Background: Why Treatment Costs Rose

Historically, many industrial operations managed wastewater with simple chemical precipitation or haul-away services. As discharge limits tightened, and as municipalities began imposing surcharges for high-strength waste, the cost of non-compliance and reliance on external disposal grew sharply. Companies that invested in on-site treatment often faced high upfront capital expenditure and variable operating expenses due to inefficient design.

Background

Professional systems address this by matching technology to the specific contaminant profile—such as oil and grease, heavy metals, organic load, or pH extremes—and by incorporating process controls that minimize reagent waste and sludge production.

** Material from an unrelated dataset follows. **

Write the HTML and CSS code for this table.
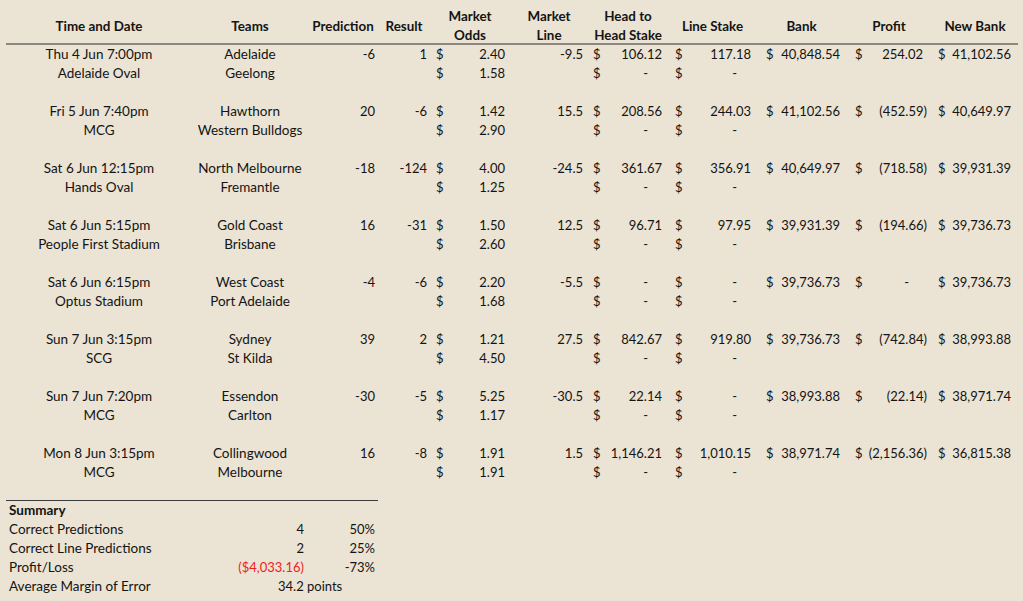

User Concerns: Balancing Cost and Compliance

Facilities evaluating professional treatment systems commonly express the following concerns:

  • Capital recovery timeline – How many years until the system pays for itself through reduced disposal fees and water reuse?
  • Operational complexity – Will the system require dedicated specialists, or can existing staff manage it with adequate training?
  • Flexibility for production changes – Does the system tolerate fluctuations in flow rate and contaminant load without performance drops?
  • Sludge and concentrate disposal – What are the ongoing costs for removing residuals, and can they be minimized?

Most professional vendors offer modular or scalable designs that allow phased investment, and many include service contracts that cap maintenance and chemical costs for a predictable monthly fee.

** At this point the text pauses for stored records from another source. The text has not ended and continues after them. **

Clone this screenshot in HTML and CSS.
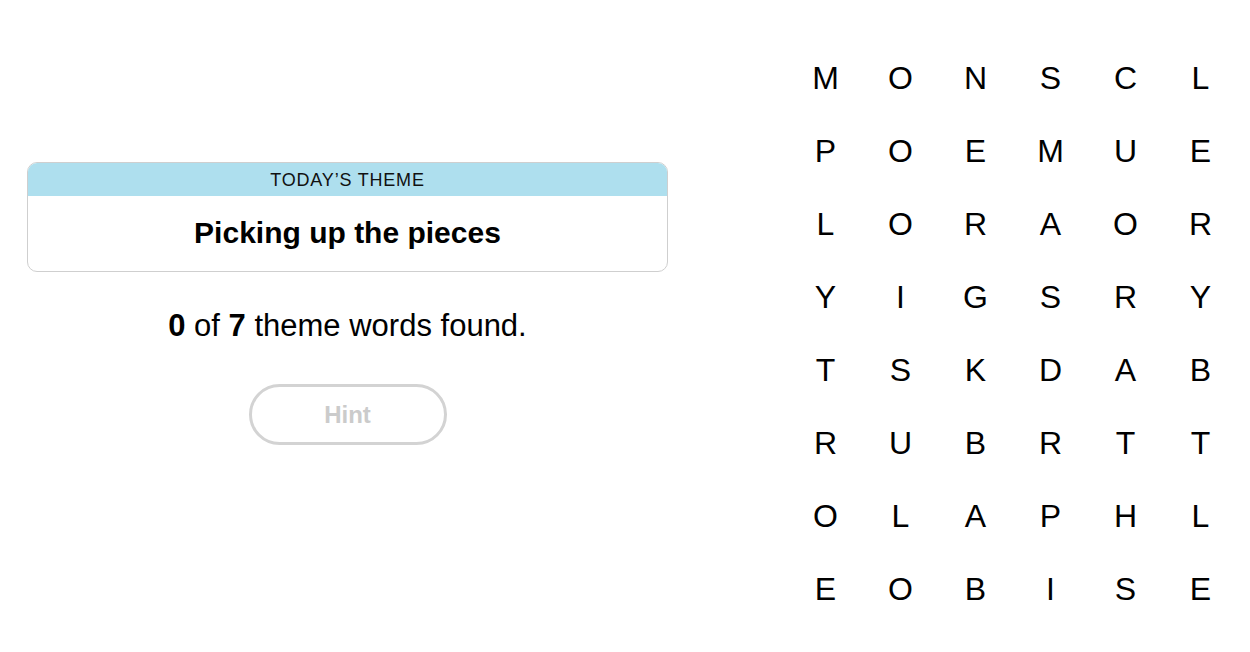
FILE: index.html
```html
<!DOCTYPE html>
<html>
<head>
<meta charset="utf-8">
<link rel="stylesheet" href="styles.css">
</head>
<body>
<main class="page">
  <section class="left">
    <div class="theme-card">
      <div class="theme-head">TODAY’S THEME</div>
      <div class="theme-body">Picking up the pieces</div>
    </div>
    <p class="counter"><b>0</b> of <b>7</b> theme words found.</p>
    <button class="hint" disabled>Hint</button>
  </section>
  <section class="board">
    <span>M</span><span>O</span><span>N</span><span>S</span><span>C</span><span>L</span>
    <span>P</span><span>O</span><span>E</span><span>M</span><span>U</span><span>E</span>
    <span>L</span><span>O</span><span>R</span><span>A</span><span>O</span><span>R</span>
    <span>Y</span><span>I</span><span>G</span><span>S</span><span>R</span><span>Y</span>
    <span>T</span><span>S</span><span>K</span><span>D</span><span>A</span><span>B</span>
    <span>R</span><span>U</span><span>B</span><span>R</span><span>T</span><span>T</span>
    <span>O</span><span>L</span><span>A</span><span>P</span><span>H</span><span>L</span>
    <span>E</span><span>O</span><span>B</span><span>I</span><span>S</span><span>E</span>
  </section>
</main>
</body>
</html>
```
FILE: styles.css
```css
html, body {
  margin: 0;
  padding: 0;
  background: #fff;
}
body {
  font-family: "Liberation Sans", Arial, sans-serif;
  color: #000;
}
.page {
  display: flex;
  width: 1250px;
  height: 652px;
}
.left {
  width: 641px;
  margin-left: 27px;
  padding-top: 162px;
  display: flex;
  flex-direction: column;
  align-items: center;
}
.theme-card {
  width: 100%;
  box-sizing: border-box;
  border: 1px solid #cfcfcf;
  border-radius: 10px;
  overflow: hidden;
}
.theme-head {
  background: #aedfee;
  height: 33px;
  line-height: 35px;
  text-align: center;
  font-size: 18px;
  letter-spacing: 0.8px;
  color: #111;
}
.theme-body {
  height: 76px;
  line-height: 76px;
  text-align: center;
  font-weight: bold;
  font-size: 30px;
  margin-top: -1px;
}
.counter {
  margin: 36px 0 0;
  font-size: 31px;
  line-height: 36px;
  text-align: center;
}
.counter b {
  font-weight: bold;
}
.hint {
  margin-top: 40px;
  width: 198px;
  height: 61px;
  border: 3px solid #d3d3d3;
  border-radius: 31px;
  background: #fff;
  color: #cbcbcb;
  font-family: "Liberation Sans", Arial, sans-serif;
  font-weight: bold;
  font-size: 24px;
  padding: 0;
}
.board {
  margin-left: 120px;
  margin-top: 41px;
  display: grid;
  grid-template-columns: repeat(6, 75px);
  grid-auto-rows: 73px;
  align-self: flex-start;
}
.board span {
  display: flex;
  align-items: center;
  justify-content: center;
  font-size: 32px;
  line-height: 1;
}
```
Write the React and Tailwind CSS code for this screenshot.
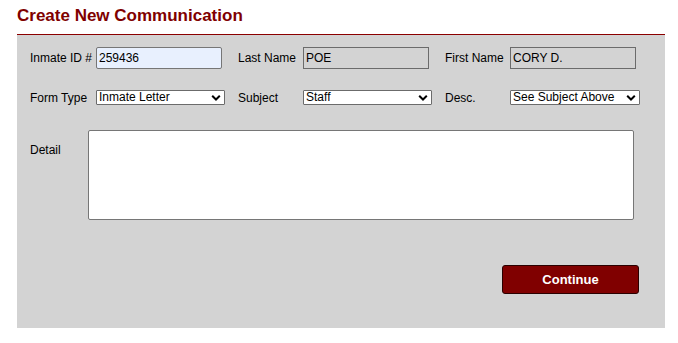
import React from 'react';

const Chevron = () => (
  <svg className="pointer-events-none absolute right-[4px] top-1/2 -translate-y-1/2" width="10" height="7" viewBox="0 0 10 7">
    <path d="M1.2 1.3L5 5l3.8-3.7" fill="none" stroke="#000" strokeWidth="2" />
  </svg>
);

const Select = ({ width, value }) => (
  <div className={`relative ${width}`}>
    <select
      defaultValue={value}
      className="block h-[15px] w-full appearance-none rounded-[1px] border border-[#6b6b6b] bg-white pl-[2px] text-[12px] leading-[13px] text-black outline-none"
    >
      <option>{value}</option>
    </select>
    <Chevron />
  </div>
);

const App = () => {
  return (
    <div className="min-h-[343px] bg-white font-['Liberation_Sans',Arial,sans-serif] text-[12px] text-black">
      <div className="ml-[17px] w-[648px]">
        <h1 className="border-b border-[#8b0000] pb-[8px] pt-[6px] text-[17px] font-bold leading-[20px] text-[#800000]">
          Create New Communication
        </h1>

        <div className="bg-[#d3d3d3] pb-[34px] pl-[13px] pt-[12px]">
          <div className="grid grid-cols-[66px_142px_65px_142px_65px_130px] items-center gap-y-[21px]">
            <label className="leading-[14px]">Inmate ID #</label>
            <input
              defaultValue="259436"
              className="h-[22px] w-[126px] rounded-[2px] border border-[#767676] bg-[#e8f0fe] px-[2px] text-[12px] outline-none"
            />
            <label className="leading-[14px]">Last Name</label>
            <input
              readOnly
              defaultValue="POE"
              className="h-[22px] w-[126px] border border-[#6b6b6b] bg-[#d3d3d3] px-[2px] text-[12px] outline-none"
            />
            <label className="leading-[14px]">First Name</label>
            <input
              readOnly
              defaultValue="CORY D."
              className="h-[22px] w-[126px] border border-[#6b6b6b] bg-[#d3d3d3] px-[2px] text-[12px] outline-none"
            />

            <label className="leading-[14px]">Form Type</label>
            <Select width="w-[129px]" value="Inmate Letter" />
            <label className="leading-[14px]">Subject</label>
            <Select width="w-[129px]" value="Staff" />
            <label className="leading-[14px]">Desc.</label>
            <Select width="w-[130px]" value="See Subject Above" />
          </div>

          <div className="mt-[25px] flex">
            <label className="mt-[13px] w-[58px] leading-[14px]">Detail</label>
            <textarea className="h-[90px] w-[546px] resize-none rounded-[2px] border border-[#767676] bg-white p-[2px] text-[12px] outline-none" />
          </div>

          <div className="mt-[45px] flex justify-end pr-[26px]">
            <button className="h-[29px] w-[137px] rounded-[3px] border border-[#2a0000] bg-[#800000] text-[13px] font-bold text-white">
              Continue
            </button>
          </div>
        </div>
      </div>
    </div>
  );
};

export default App;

Likely Impact on Operational Budgets

When implemented correctly, a professional system can reduce total cost of ownership in several measurable ways:

  • Lower water bills – Recycling treated effluent for cooling, rinsing, or boiler feed can cut freshwater intake by 40–70% depending on the process.
  • Reduced waste hauling – On-site treatment often removes enough contaminants to allow direct discharge, eliminating or drastically reducing trucking and off-site disposal fees.
  • Fewer regulatory penalties – Consistent compliance avoids fines and potential shutdowns, which can amount to significant financial losses.
  • Energy and chemical savings – Automation and precisely sized equipment typically reduce power and reagent consumption by 20–35% compared to manual or oversized systems.
  • Extended equipment life – Properly conditioned effluent reduces scaling, corrosion, and fouling in downstream piping and process equipment.
Note that actual savings vary with local utility rates, regulatory structure, and the nature of the wastewater stream. A site-specific feasibility study is necessary to project precise figures.

What to Watch Next

Several developments are likely to accelerate the adoption of professional treatment systems in coming years:

  • Stricter nutrient and micropollutant limits – Regulations targeting nitrogen, phosphorus, and emerging contaminants will push more industries toward advanced treatment.
  • Zinc, copper, and PFAS restrictions – These substances require specialized removal technologies that are best integrated by experienced system designers.
  • Water pricing reform – As industrial water rates rise, the internal rate of return for treatment systems improves.
  • Waste-to-energy integration – Anaerobic digestion of high-strength organics can produce biogas, offsetting energy costs and creating additional revenue or savings.
  • Data-driven service models – Vendors are moving toward performance-based contracts where they guarantee treatment outcomes and share in the savings.

Facilities that treat professional wastewater systems as a strategic investment rather than a compliance expense are likely to see the greatest long-term reduction in operational costs.